**Problem statement**
Each line that includes the word "this" counts once; give the total and nothing more.

**The data**
###

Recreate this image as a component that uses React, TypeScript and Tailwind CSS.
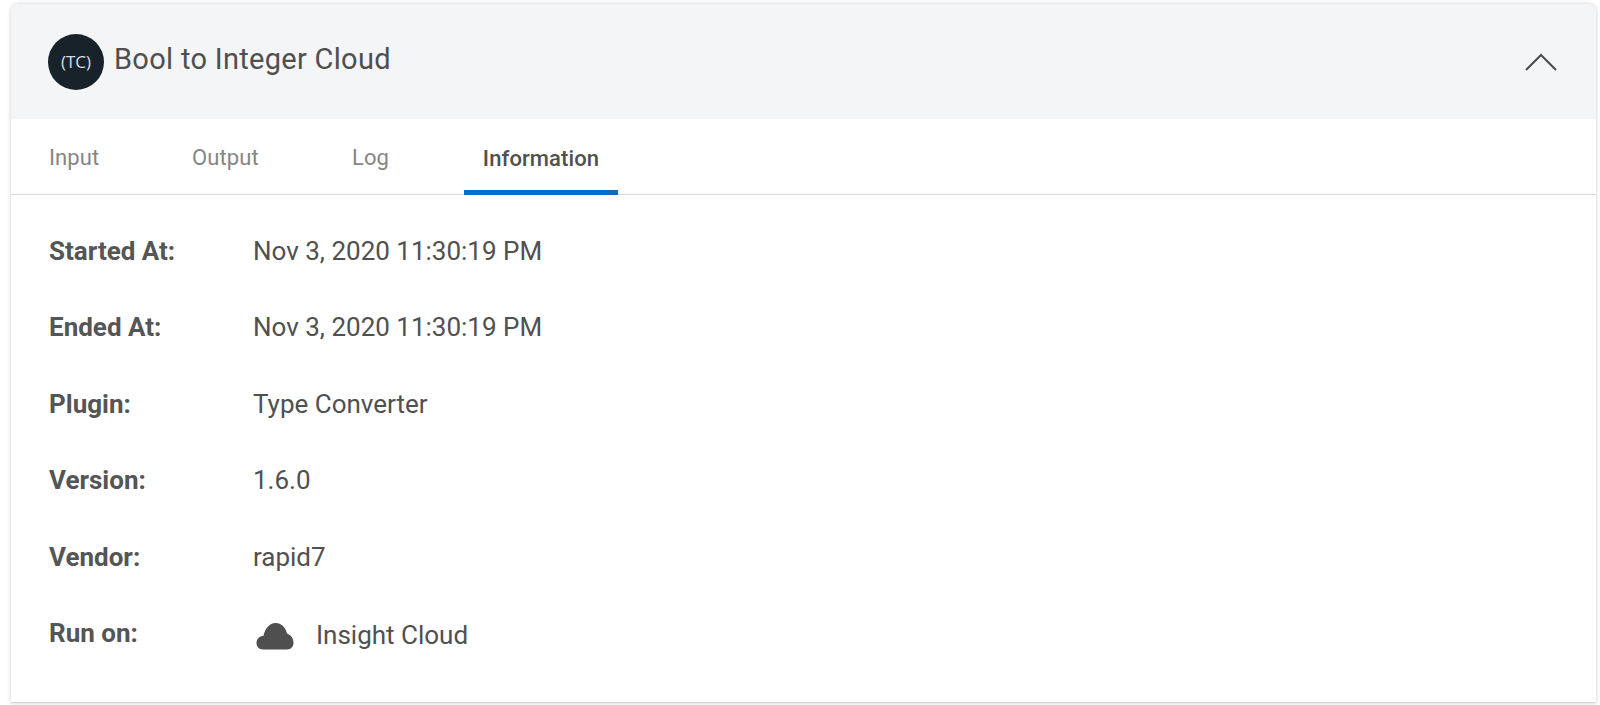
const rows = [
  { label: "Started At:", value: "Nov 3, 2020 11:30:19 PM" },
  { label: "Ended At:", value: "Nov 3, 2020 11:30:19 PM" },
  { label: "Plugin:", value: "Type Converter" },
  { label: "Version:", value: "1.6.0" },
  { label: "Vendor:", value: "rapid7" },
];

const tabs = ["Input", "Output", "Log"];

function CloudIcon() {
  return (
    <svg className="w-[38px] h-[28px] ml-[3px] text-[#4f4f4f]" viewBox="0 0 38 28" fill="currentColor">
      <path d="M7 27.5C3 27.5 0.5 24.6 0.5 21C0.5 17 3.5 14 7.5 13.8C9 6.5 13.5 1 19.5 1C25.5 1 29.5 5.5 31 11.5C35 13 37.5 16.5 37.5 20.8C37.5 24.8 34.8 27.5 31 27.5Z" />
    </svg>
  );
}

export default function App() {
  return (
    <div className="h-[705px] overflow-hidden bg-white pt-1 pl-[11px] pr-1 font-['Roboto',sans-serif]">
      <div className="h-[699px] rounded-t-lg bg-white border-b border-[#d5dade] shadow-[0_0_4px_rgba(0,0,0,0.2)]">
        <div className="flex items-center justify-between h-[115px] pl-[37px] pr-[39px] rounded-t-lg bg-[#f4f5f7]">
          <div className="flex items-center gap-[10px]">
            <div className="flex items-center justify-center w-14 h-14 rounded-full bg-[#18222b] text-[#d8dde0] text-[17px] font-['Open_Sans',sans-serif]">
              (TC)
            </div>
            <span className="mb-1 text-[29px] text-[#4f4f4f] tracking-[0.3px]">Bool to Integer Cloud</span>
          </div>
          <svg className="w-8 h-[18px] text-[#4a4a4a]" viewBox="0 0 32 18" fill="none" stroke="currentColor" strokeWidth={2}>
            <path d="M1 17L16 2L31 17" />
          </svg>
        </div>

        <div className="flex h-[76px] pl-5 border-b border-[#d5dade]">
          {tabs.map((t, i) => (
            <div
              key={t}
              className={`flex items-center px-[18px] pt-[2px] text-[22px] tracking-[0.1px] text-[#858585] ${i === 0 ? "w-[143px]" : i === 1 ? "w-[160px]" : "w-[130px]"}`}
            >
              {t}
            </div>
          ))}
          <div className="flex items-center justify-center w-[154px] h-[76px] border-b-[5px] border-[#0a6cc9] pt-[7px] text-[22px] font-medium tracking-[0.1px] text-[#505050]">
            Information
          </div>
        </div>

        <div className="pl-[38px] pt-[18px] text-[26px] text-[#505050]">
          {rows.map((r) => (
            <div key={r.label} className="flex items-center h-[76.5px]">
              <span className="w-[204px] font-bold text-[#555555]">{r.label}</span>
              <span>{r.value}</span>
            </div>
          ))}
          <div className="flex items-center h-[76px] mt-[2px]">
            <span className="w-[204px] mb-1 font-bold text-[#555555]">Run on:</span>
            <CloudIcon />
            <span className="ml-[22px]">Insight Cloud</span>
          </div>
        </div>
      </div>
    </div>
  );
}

###

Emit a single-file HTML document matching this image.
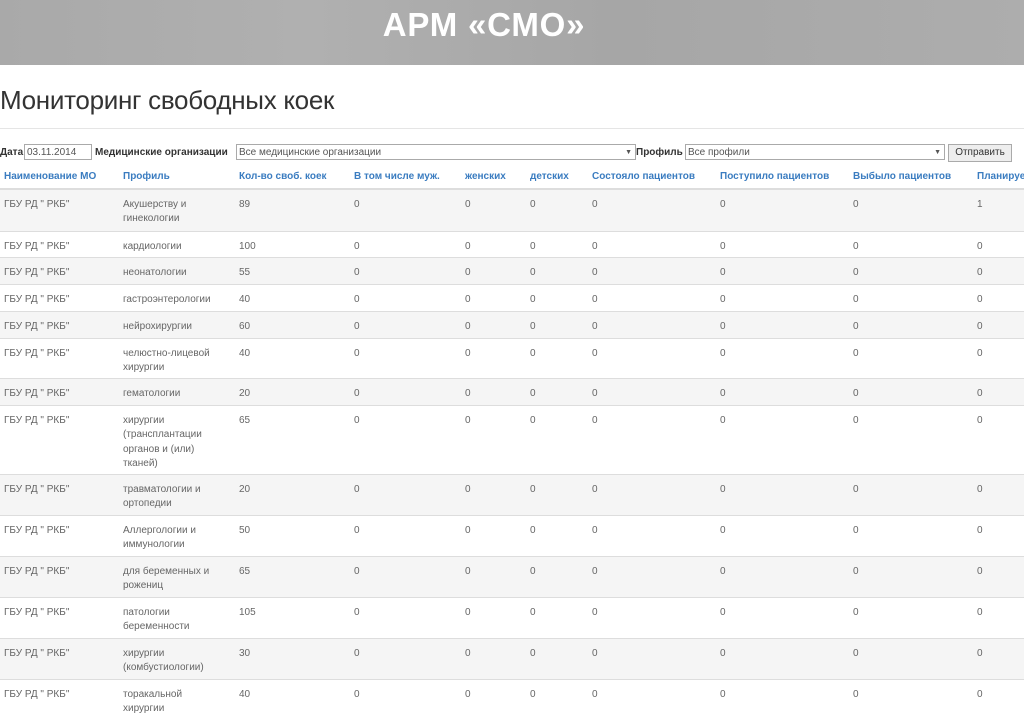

###

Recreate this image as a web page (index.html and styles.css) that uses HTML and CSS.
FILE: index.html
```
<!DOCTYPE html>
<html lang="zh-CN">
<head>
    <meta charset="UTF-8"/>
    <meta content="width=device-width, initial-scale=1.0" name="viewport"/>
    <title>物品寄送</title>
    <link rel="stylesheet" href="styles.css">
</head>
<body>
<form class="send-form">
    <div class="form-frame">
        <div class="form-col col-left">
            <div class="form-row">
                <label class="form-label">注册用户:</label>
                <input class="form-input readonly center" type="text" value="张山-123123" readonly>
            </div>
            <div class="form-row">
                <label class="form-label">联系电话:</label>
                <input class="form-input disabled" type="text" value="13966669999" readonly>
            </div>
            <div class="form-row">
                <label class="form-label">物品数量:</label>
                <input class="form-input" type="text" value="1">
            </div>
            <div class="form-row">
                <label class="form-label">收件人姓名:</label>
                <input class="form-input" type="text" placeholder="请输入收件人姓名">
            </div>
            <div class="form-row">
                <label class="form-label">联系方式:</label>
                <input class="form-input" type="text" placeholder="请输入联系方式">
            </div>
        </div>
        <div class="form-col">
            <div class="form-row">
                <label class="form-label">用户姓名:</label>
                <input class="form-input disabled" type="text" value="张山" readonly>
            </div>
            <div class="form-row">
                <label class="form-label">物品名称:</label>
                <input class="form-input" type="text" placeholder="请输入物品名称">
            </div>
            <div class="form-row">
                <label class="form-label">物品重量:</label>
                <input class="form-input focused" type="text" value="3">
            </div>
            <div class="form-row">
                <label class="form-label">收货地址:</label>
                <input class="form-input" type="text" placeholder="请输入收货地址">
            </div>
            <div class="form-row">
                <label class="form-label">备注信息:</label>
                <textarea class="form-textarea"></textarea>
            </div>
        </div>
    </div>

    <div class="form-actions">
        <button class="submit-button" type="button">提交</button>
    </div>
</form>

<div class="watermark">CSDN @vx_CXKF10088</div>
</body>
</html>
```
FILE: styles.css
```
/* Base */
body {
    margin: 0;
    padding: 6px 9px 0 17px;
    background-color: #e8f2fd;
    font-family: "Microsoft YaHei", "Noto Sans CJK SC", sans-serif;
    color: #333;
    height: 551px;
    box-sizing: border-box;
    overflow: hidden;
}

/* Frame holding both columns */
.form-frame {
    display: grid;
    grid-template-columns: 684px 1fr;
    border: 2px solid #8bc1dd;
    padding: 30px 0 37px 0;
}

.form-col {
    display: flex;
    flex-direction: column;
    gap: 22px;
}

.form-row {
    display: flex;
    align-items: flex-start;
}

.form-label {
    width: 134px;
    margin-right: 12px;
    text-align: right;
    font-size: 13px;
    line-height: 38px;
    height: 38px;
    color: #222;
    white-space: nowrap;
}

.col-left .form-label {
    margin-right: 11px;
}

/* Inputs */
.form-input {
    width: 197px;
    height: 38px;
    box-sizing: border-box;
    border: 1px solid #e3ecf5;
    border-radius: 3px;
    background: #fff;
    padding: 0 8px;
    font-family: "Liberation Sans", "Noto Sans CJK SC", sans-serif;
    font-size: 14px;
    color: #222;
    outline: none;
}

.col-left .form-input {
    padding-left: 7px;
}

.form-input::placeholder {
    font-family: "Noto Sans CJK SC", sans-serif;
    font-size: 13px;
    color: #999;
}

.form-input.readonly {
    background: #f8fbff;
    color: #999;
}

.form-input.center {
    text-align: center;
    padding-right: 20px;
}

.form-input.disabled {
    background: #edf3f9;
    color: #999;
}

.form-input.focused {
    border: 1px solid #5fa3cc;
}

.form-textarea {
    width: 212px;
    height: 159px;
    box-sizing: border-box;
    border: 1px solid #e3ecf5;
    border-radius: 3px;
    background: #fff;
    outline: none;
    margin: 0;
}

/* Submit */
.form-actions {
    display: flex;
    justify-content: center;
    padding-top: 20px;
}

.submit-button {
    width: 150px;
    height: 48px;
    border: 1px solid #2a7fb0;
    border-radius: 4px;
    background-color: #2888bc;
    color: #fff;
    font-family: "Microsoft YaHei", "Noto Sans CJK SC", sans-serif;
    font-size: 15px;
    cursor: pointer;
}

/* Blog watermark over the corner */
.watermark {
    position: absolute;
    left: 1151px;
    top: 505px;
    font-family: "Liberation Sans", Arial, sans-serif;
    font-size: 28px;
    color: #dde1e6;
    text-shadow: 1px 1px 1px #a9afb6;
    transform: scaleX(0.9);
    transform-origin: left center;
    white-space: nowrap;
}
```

###

**Solution**
3